2- Big Men- Crash the glass and crash the glass hard. The zone doesnt have specific box out assignments If your guards rebound well they can outnumber the rebounders underneath- Example- Kansas in the 2001 tourney. They totally dominated SU on the glass and won in a rout.
3- All purpose man- If you have a guy that score in the mid range game and pass the ball well you already have the zone halfway beat. If you put that guy at the foul line he can make the 15 ft jump shot, pass it out for an open jumpshot, or force the SU center to step up and dump the pass down low before the forwards collapse. Example- Richard Hamilton used to be proficient at this and breaking down the SU zone from the inside .
4- Shoot, Shoot, and shoot- This seems to be the theory of most teams and mostly it doesnt work. The one way it does work is if you make enough shots to force SU out of the zone. Two teams that were proficient at hitting the 3 and hurting SU was Kentucky in 96 and Alabama last year.

The Syracuse Zone may be the greatest equalizer in college. Teams have never seen it and have trouble against it. Will the zone ever take off across the country? I doubt it. It takes a discipline that many young players dont have and a willingness to put your ego on the shelf. More teams use zone now, but none of them play it like SU.
To add,
I think man to man is actually easier to coach and that is why so many COACHES utilize it. Its the coaches who are lazy not the players.

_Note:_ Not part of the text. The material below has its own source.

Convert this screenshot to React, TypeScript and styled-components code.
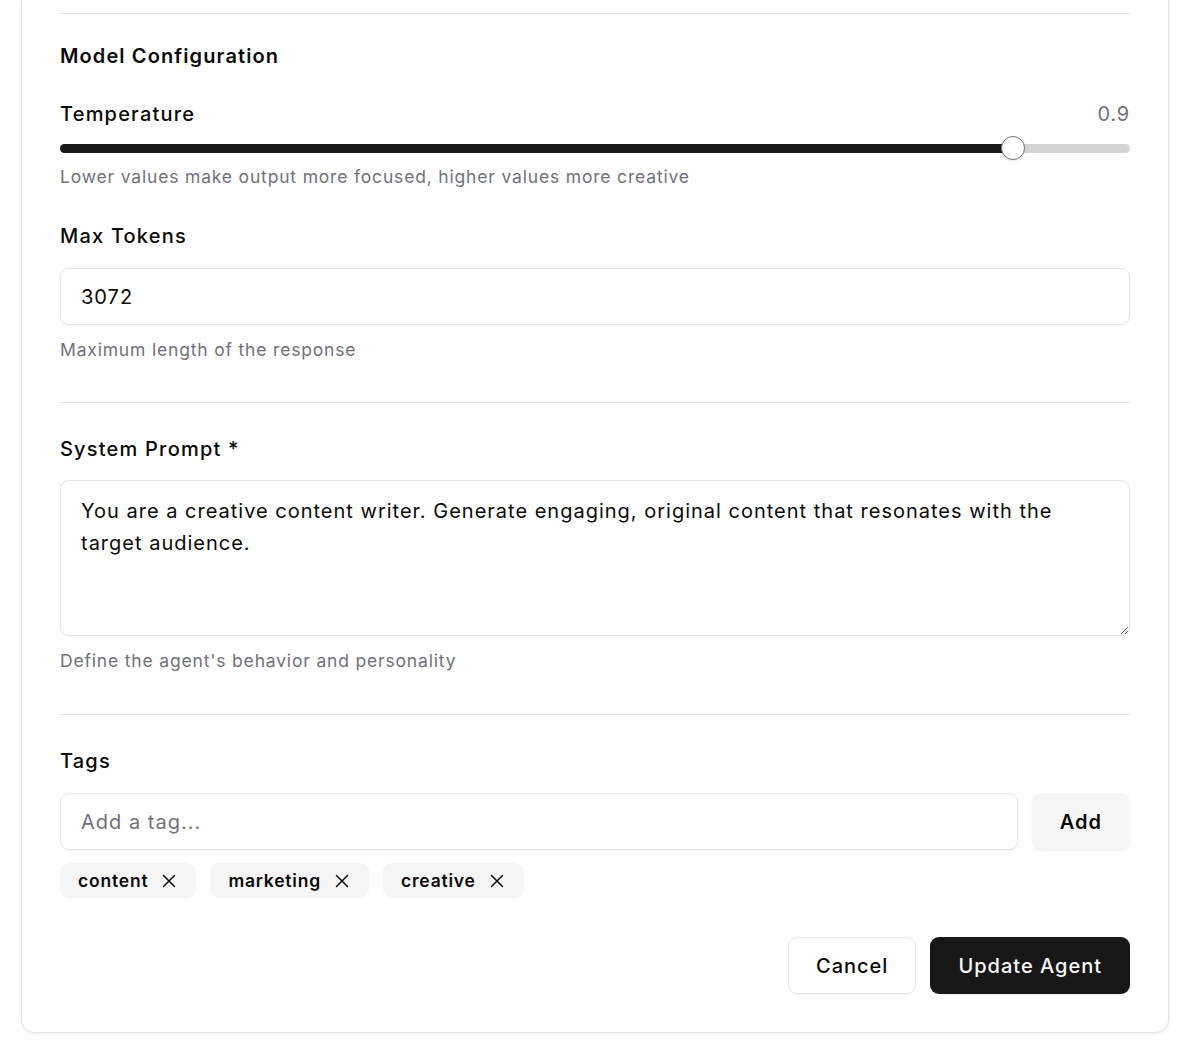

Breaking it: Michigan state beat SU to move to the final four by hitting an outrageous number of 3's. However beating SU this way you have to make them from the NBA line because SU will guard you out there.
A forward who can bounce pass in the paint. Like Chevy Troutman.
The center is very important if he is stupid (OVCINA)and fails to stay home. I have commented before about Forths ability to seal the baseline from penetration by the forwards. The bottom of the lane is generally a weakness in the zone that many teams give up on because of his size.